>>>
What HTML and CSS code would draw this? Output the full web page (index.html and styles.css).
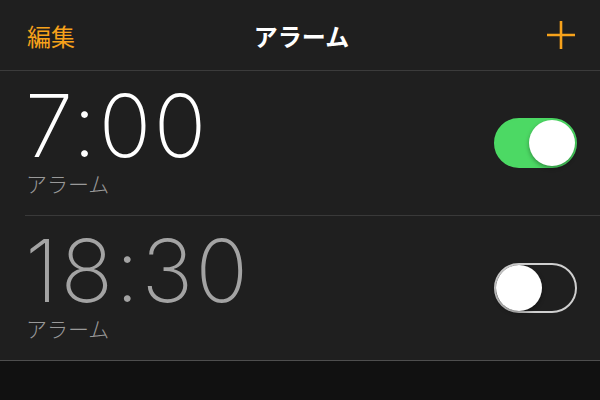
FILE: index.html
```html
<!DOCTYPE html>
<html lang="ja">
<head>
<meta charset="utf-8">
<link rel="stylesheet" href="styles.css">
</head>
<body>
<div class="screen">
  <header class="nav">
    <span class="nav-edit">編集</span>
    <span class="nav-title">アラーム</span>
    <span class="nav-add" aria-label="追加">
      <svg width="30" height="30" viewBox="0 0 30 30"><path d="M15 1V29M1 15H29" stroke="#f7a21b" stroke-width="2.6" fill="none"/></svg>
    </span>
  </header>
  <ul class="list">
    <li class="row">
      <div class="info">
        <div class="time on">7:00</div>
        <div class="label">アラーム</div>
      </div>
      <div class="toggle is-on"><span class="knob"></span></div>
    </li>
    <li class="row">
      <div class="info">
        <div class="time off">18:30</div>
        <div class="label">アラーム</div>
      </div>
      <div class="toggle"><span class="knob"></span></div>
    </li>
  </ul>
  <div class="bottom"></div>
</div>
</body>
</html>
```

FILE: styles.css
```css
html, body {
  margin: 0;
  padding: 0;
  background: #1f1f1f;
}
.screen {
  width: 600px;
  height: 400px;
  overflow: hidden;
  display: flex;
  flex-direction: column;
  background: #1f1f1f;
  font-family: "Noto Sans CJK JP", "Noto Sans", sans-serif;
}
.nav {
  height: 70px;
  flex: none;
  border-bottom: 1px solid #3b3b3b;
  display: grid;
  grid-template-columns: 1fr auto 1fr;
  align-items: center;
  padding: 0 24px 0 27px;
}
.nav-edit {
  color: #f7a21b;
  font-size: 24px;
  justify-self: start;
}
.nav-title {
  color: #ffffff;
  font-size: 24px;
  font-weight: 700;
}
.nav-add {
  justify-self: end;
  display: flex;
}
.list {
  list-style: none;
  margin: 0;
  padding: 0 0 0 25px;
}
.row {
  height: 144px;
  display: flex;
  align-items: center;
  justify-content: space-between;
  padding-right: 23px;
  border-bottom: 1px solid #393939;
}
.row:last-child {
  border-bottom-color: #4e4e4e;
  margin-left: -25px;
  padding-left: 25px;
}
.info {
  align-self: flex-start;
  padding-top: 12px;
  display: flex;
  flex-direction: column;
}
.time {
  font-family: "Inter", "Liberation Sans", sans-serif;
  font-weight: 200;
  font-size: 87px;
  line-height: 86px;
  letter-spacing: 2.3px;
}
.time.on { color: #ffffff; }
.time.off { color: #a3a3a3; }
.label {
  color: #999999;
  font-size: 21px;
  line-height: 26px;
  font-weight: 300;
  padding-left: 1px;
  padding-top: 1px;
}
.toggle {
  width: 83px;
  height: 50px;
  border-radius: 25px;
  box-sizing: border-box;
  position: relative;
  border: 2px solid #cfcfcf;
  background: #1f1f1f;
}
.toggle.is-on {
  background: #4cd964;
  border-color: #4cd964;
}
.knob {
  position: absolute;
  top: 0;
  left: 0;
  width: 46px;
  height: 46px;
  border-radius: 50%;
  background: #ffffff;
  box-shadow: 0 2px 4px rgba(0,0,0,0.35);
}
.toggle.is-on .knob {
  left: auto;
  right: 0;
}
.bottom {
  flex: 1;
  background: #111111;
}
```
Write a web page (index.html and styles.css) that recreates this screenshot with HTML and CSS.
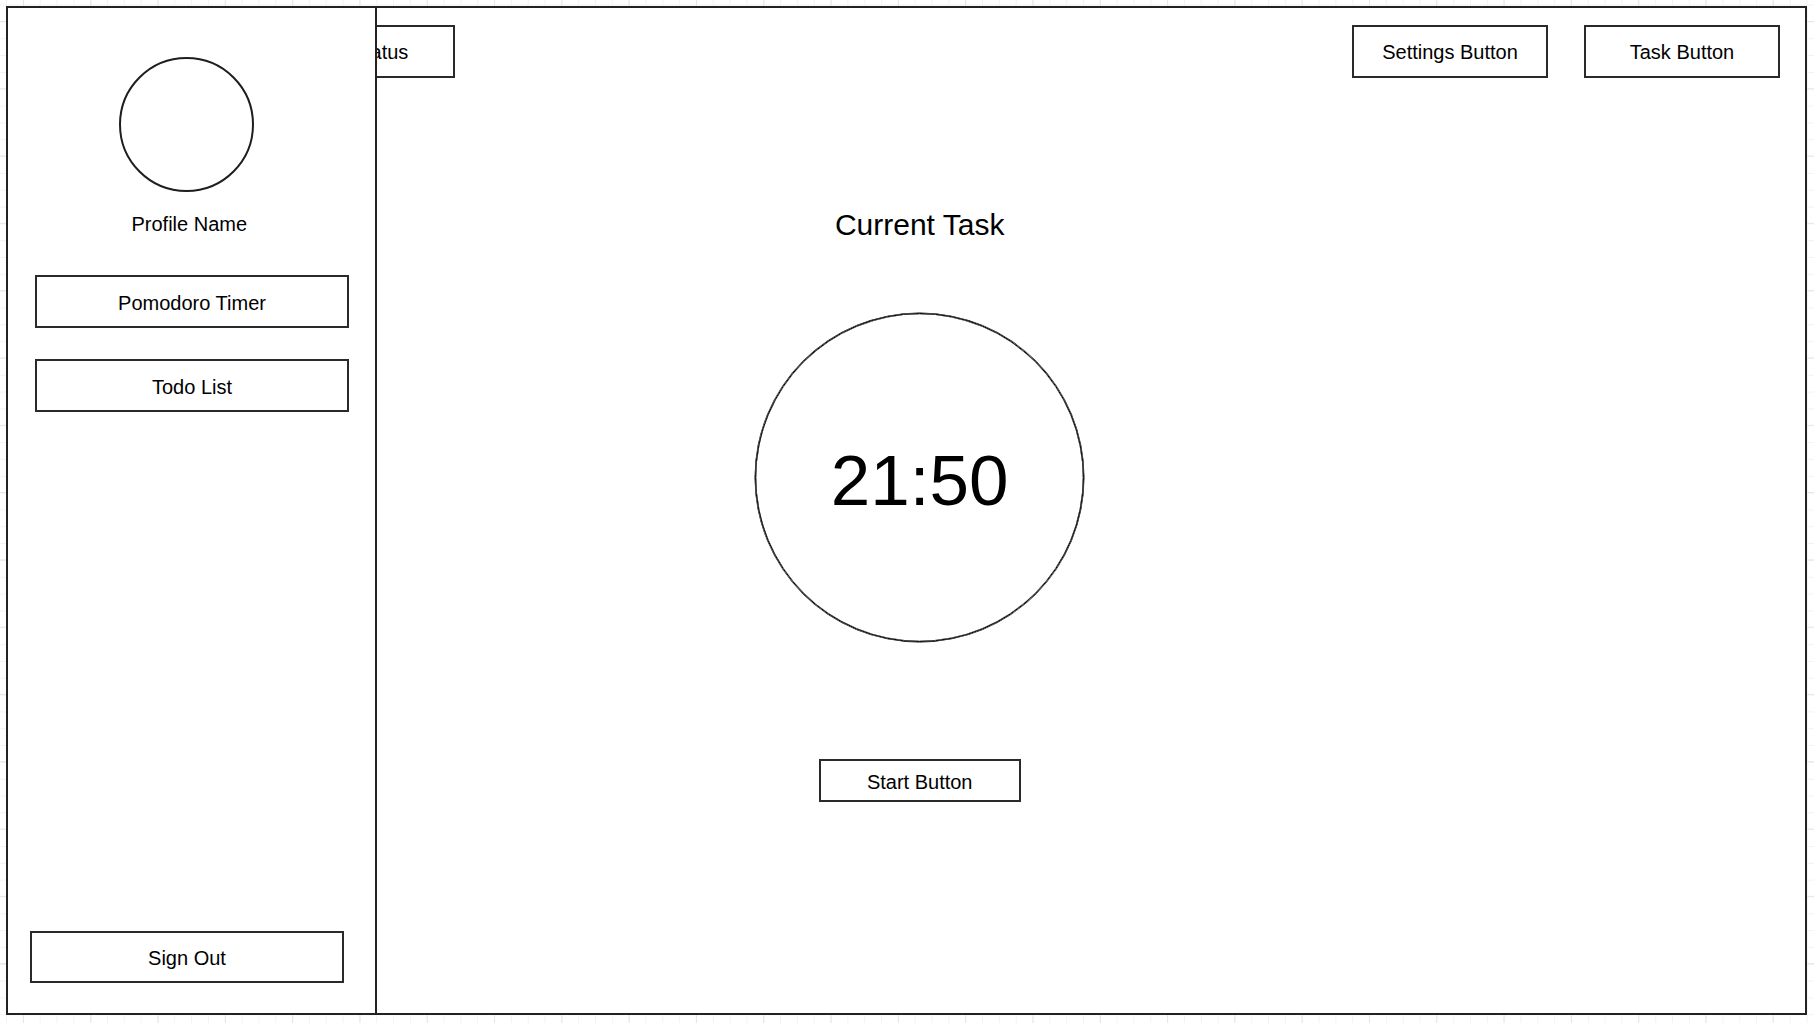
FILE: index.html
```html
<!DOCTYPE html>
<html lang="en">
<head>
<meta charset="utf-8">
<title>Pomodoro Timer</title>
<link rel="stylesheet" href="styles.css">
</head>
<body>
<div class="frame">
  <aside class="sidebar">
    <div class="avatar"></div>
    <div class="profile-name">Profile Name</div>
    <button class="box low-text nav-btn nav-first">Pomodoro Timer</button>
    <button class="box low-text nav-btn nav-second">Todo List</button>
    <button class="box low-text signout-btn">Sign Out</button>
  </aside>
  <main class="main">
    <header class="topbar">
      <button class="box top-btn status-btn">Status</button>
      <div class="spacer"></div>
      <button class="box top-btn">Settings Button</button>
      <button class="box top-btn task-btn">Task Button</button>
    </header>
    <section class="stage">
      <h1 class="task-title">Current Task</h1>
      <div class="timer"><span class="timer-text">21:50</span></div>
      <button class="box low-text start-btn">Start Button</button>
    </section>
  </main>
</div>
</body>
</html>
```

FILE: styles.css
```css
html, body {
  margin: 0;
  padding: 0;
}

body {
  width: 1814px;
  height: 1023px;
  overflow: hidden;
  font-family: "Liberation Sans", Arial, Helvetica, sans-serif;
  color: #000;
  background-color: #fff;
  background-image:
    linear-gradient(to right, #e6e6e6 1px, transparent 1px),
    linear-gradient(to bottom, #e6e6e6 1px, transparent 1px),
    linear-gradient(to right, #f2f2f2 1px, transparent 1px),
    linear-gradient(to bottom, #f2f2f2 1px, transparent 1px);
  background-size: 67.3px 67.3px, 67.3px 67.3px, 16.83px 16.83px, 16.83px 16.83px;
  background-position: 23px 0, 0 21px, 6px 0, 0 4.6px;
}

.frame {
  position: relative;
  box-sizing: border-box;
  margin: 6px 0 0 6px;
  width: 1801px;
  height: 1009px;
  border: 2px solid #222;
  background: #fff;
  display: flex;
  flex-direction: column;
}

.box {
  box-sizing: border-box;
  border: 2px solid #2a2a2a;
  background: #fff;
  font-family: "Liberation Sans", Arial, Helvetica, sans-serif;
  font-size: 20px;
  color: #000;
  padding: 0;
  display: flex;
  align-items: center;
  justify-content: center;
  border-radius: 0;
}

.low-text {
  padding-top: 4px;
}

/* Sidebar drawer overlays the main content */
.sidebar {
  position: absolute;
  top: 0;
  left: 0;
  bottom: 0;
  width: 369px;
  box-sizing: border-box;
  border-right: 2px solid #222;
  background: #fff;
  z-index: 2;
  display: flex;
  flex-direction: column;
  align-items: flex-start;
  padding-top: 49px;
}

.avatar {
  box-sizing: border-box;
  width: 135px;
  height: 135px;
  margin-left: 111px;
  border: 2px solid #1e1e1e;
  border-radius: 50%;
}

.profile-name {
  margin-top: 20.5px;
  margin-left: 123.5px;
  font-size: 20px;
  line-height: 23px;
}

.nav-btn {
  width: 314px;
  height: 53px;
  margin-left: 27px;
}

.nav-first {
  margin-top: 39.5px;
}

.nav-second {
  margin-top: 31px;
}

.signout-btn {
  width: 314px;
  height: 52.5px;
  margin-left: 22px;
  margin-top: auto;
  margin-bottom: 30px;
}

/* Main */
.main {
  flex: 1;
  display: flex;
  flex-direction: column;
}

.topbar {
  display: flex;
  align-items: flex-start;
  padding: 17px 25px 0 297px;
}

.top-btn {
  width: 196px;
  height: 52.5px;
  padding-top: 2px;
}

.status-btn {
  width: 150px;
}

.spacer {
  flex: 1;
}

.task-btn {
  margin-left: 36px;
}

.stage {
  width: 416px;
  margin-left: 703.7px;
  margin-top: 132px;
  display: flex;
  flex-direction: column;
  align-items: center;
}

.task-title {
  margin: 0;
  font-weight: normal;
  font-size: 30px;
  line-height: 30px;
}

.timer {
  box-sizing: border-box;
  margin-top: 73.7px;
  width: 329px;
  height: 329px;
  border: 1px solid #000;
  box-shadow: 0 0 0 0.5px #000, inset 0 0 0 0.3px #000;
  border-radius: 50%;
  display: flex;
  align-items: center;
  justify-content: center;
  padding-top: 5px;
}

.timer-text {
  font-size: 71px;
  line-height: 71px;
}

.start-btn {
  margin-top: 116.7px;
  width: 202px;
  height: 43px;
}
```
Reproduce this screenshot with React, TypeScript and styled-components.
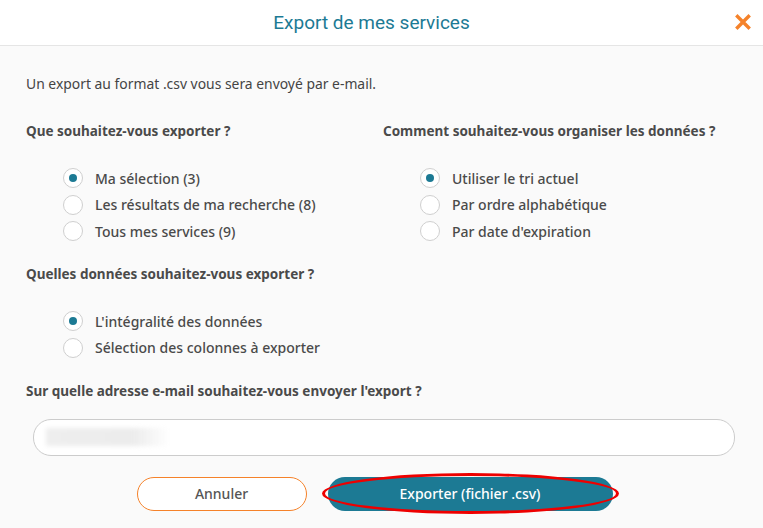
<<<
Leave out all pictures, then copy the remaining material exactly.

What HTML and CSS code would draw this? Output the full web page (index.html and styles.css).
FILE: index.html
```html
<!DOCTYPE html>
<html lang="ja">
<head>
<meta charset="utf-8">
<link rel="stylesheet" href="styles.css">
</head>
<body>
<div class="screen">
  <header class="nav">
    <span class="nav-edit">編集</span>
    <span class="nav-title">アラーム</span>
    <span class="nav-add" aria-label="追加">
      <svg width="30" height="30" viewBox="0 0 30 30"><path d="M15 1V29M1 15H29" stroke="#f7a21b" stroke-width="2.6" fill="none"/></svg>
    </span>
  </header>
  <ul class="list">
    <li class="row">
      <div class="info">
        <div class="time on">7:00</div>
        <div class="label">アラーム</div>
      </div>
      <div class="toggle is-on"><span class="knob"></span></div>
    </li>
    <li class="row">
      <div class="info">
        <div class="time off">18:30</div>
        <div class="label">アラーム</div>
      </div>
      <div class="toggle"><span class="knob"></span></div>
    </li>
  </ul>
  <div class="bottom"></div>
</div>
</body>
</html>
```

FILE: styles.css
```css
html, body {
  margin: 0;
  padding: 0;
  background: #1f1f1f;
}
.screen {
  width: 600px;
  height: 400px;
  overflow: hidden;
  display: flex;
  flex-direction: column;
  background: #1f1f1f;
  font-family: "Noto Sans CJK JP", "Noto Sans", sans-serif;
}
.nav {
  height: 70px;
  flex: none;
  border-bottom: 1px solid #3b3b3b;
  display: grid;
  grid-template-columns: 1fr auto 1fr;
  align-items: center;
  padding: 0 24px 0 27px;
}
.nav-edit {
  color: #f7a21b;
  font-size: 24px;
  justify-self: start;
}
.nav-title {
  color: #ffffff;
  font-size: 24px;
  font-weight: 700;
}
.nav-add {
  justify-self: end;
  display: flex;
}
.list {
  list-style: none;
  margin: 0;
  padding: 0 0 0 25px;
}
.row {
  height: 144px;
  display: flex;
  align-items: center;
  justify-content: space-between;
  padding-right: 23px;
  border-bottom: 1px solid #393939;
}
.row:last-child {
  border-bottom-color: #4e4e4e;
  margin-left: -25px;
  padding-left: 25px;
}
.info {
  align-self: flex-start;
  padding-top: 12px;
  display: flex;
  flex-direction: column;
}
.time {
  font-family: "Inter", "Liberation Sans", sans-serif;
  font-weight: 200;
  font-size: 87px;
  line-height: 86px;
  letter-spacing: 2.3px;
}
.time.on { color: #ffffff; }
.time.off { color: #a3a3a3; }
.label {
  color: #999999;
  font-size: 21px;
  line-height: 26px;
  font-weight: 300;
  padding-left: 1px;
  padding-top: 1px;
}
.toggle {
  width: 83px;
  height: 50px;
  border-radius: 25px;
  box-sizing: border-box;
  position: relative;
  border: 2px solid #cfcfcf;
  background: #1f1f1f;
}
.toggle.is-on {
  background: #4cd964;
  border-color: #4cd964;
}
.knob {
  position: absolute;
  top: 0;
  left: 0;
  width: 46px;
  height: 46px;
  border-radius: 50%;
  background: #ffffff;
  box-shadow: 0 2px 4px rgba(0,0,0,0.35);
}
.toggle.is-on .knob {
  left: auto;
  right: 0;
}
.bottom {
  flex: 1;
  background: #111111;
}
```
Write a web page (index.html and styles.css) that recreates this screenshot with HTML and CSS.
FILE: index.html
```html
<!DOCTYPE html>
<html lang="en">
<head>
<meta charset="utf-8">
<title>Pomodoro Timer</title>
<link rel="stylesheet" href="styles.css">
</head>
<body>
<div class="frame">
  <aside class="sidebar">
    <div class="avatar"></div>
    <div class="profile-name">Profile Name</div>
    <button class="box low-text nav-btn nav-first">Pomodoro Timer</button>
    <button class="box low-text nav-btn nav-second">Todo List</button>
    <button class="box low-text signout-btn">Sign Out</button>
  </aside>
  <main class="main">
    <header class="topbar">
      <button class="box top-btn status-btn">Status</button>
      <div class="spacer"></div>
      <button class="box top-btn">Settings Button</button>
      <button class="box top-btn task-btn">Task Button</button>
    </header>
    <section class="stage">
      <h1 class="task-title">Current Task</h1>
      <div class="timer"><span class="timer-text">21:50</span></div>
      <button class="box low-text start-btn">Start Button</button>
    </section>
  </main>
</div>
</body>
</html>
```

FILE: styles.css
```css
html, body {
  margin: 0;
  padding: 0;
}

body {
  width: 1814px;
  height: 1023px;
  overflow: hidden;
  font-family: "Liberation Sans", Arial, Helvetica, sans-serif;
  color: #000;
  background-color: #fff;
  background-image:
    linear-gradient(to right, #e6e6e6 1px, transparent 1px),
    linear-gradient(to bottom, #e6e6e6 1px, transparent 1px),
    linear-gradient(to right, #f2f2f2 1px, transparent 1px),
    linear-gradient(to bottom, #f2f2f2 1px, transparent 1px);
  background-size: 67.3px 67.3px, 67.3px 67.3px, 16.83px 16.83px, 16.83px 16.83px;
  background-position: 23px 0, 0 21px, 6px 0, 0 4.6px;
}

.frame {
  position: relative;
  box-sizing: border-box;
  margin: 6px 0 0 6px;
  width: 1801px;
  height: 1009px;
  border: 2px solid #222;
  background: #fff;
  display: flex;
  flex-direction: column;
}

.box {
  box-sizing: border-box;
  border: 2px solid #2a2a2a;
  background: #fff;
  font-family: "Liberation Sans", Arial, Helvetica, sans-serif;
  font-size: 20px;
  color: #000;
  padding: 0;
  display: flex;
  align-items: center;
  justify-content: center;
  border-radius: 0;
}

.low-text {
  padding-top: 4px;
}

/* Sidebar drawer overlays the main content */
.sidebar {
  position: absolute;
  top: 0;
  left: 0;
  bottom: 0;
  width: 369px;
  box-sizing: border-box;
  border-right: 2px solid #222;
  background: #fff;
  z-index: 2;
  display: flex;
  flex-direction: column;
  align-items: flex-start;
  padding-top: 49px;
}

.avatar {
  box-sizing: border-box;
  width: 135px;
  height: 135px;
  margin-left: 111px;
  border: 2px solid #1e1e1e;
  border-radius: 50%;
}

.profile-name {
  margin-top: 20.5px;
  margin-left: 123.5px;
  font-size: 20px;
  line-height: 23px;
}

.nav-btn {
  width: 314px;
  height: 53px;
  margin-left: 27px;
}

.nav-first {
  margin-top: 39.5px;
}

.nav-second {
  margin-top: 31px;
}

.signout-btn {
  width: 314px;
  height: 52.5px;
  margin-left: 22px;
  margin-top: auto;
  margin-bottom: 30px;
}

/* Main */
.main {
  flex: 1;
  display: flex;
  flex-direction: column;
}

.topbar {
  display: flex;
  align-items: flex-start;
  padding: 17px 25px 0 297px;
}

.top-btn {
  width: 196px;
  height: 52.5px;
  padding-top: 2px;
}

.status-btn {
  width: 150px;
}

.spacer {
  flex: 1;
}

.task-btn {
  margin-left: 36px;
}

.stage {
  width: 416px;
  margin-left: 703.7px;
  margin-top: 132px;
  display: flex;
  flex-direction: column;
  align-items: center;
}

.task-title {
  margin: 0;
  font-weight: normal;
  font-size: 30px;
  line-height: 30px;
}

.timer {
  box-sizing: border-box;
  margin-top: 73.7px;
  width: 329px;
  height: 329px;
  border: 1px solid #000;
  box-shadow: 0 0 0 0.5px #000, inset 0 0 0 0.3px #000;
  border-radius: 50%;
  display: flex;
  align-items: center;
  justify-content: center;
  padding-top: 5px;
}

.timer-text {
  font-size: 71px;
  line-height: 71px;
}

.start-btn {
  margin-top: 116.7px;
  width: 202px;
  height: 43px;
}
```
Reproduce this screenshot with React, TypeScript and styled-components.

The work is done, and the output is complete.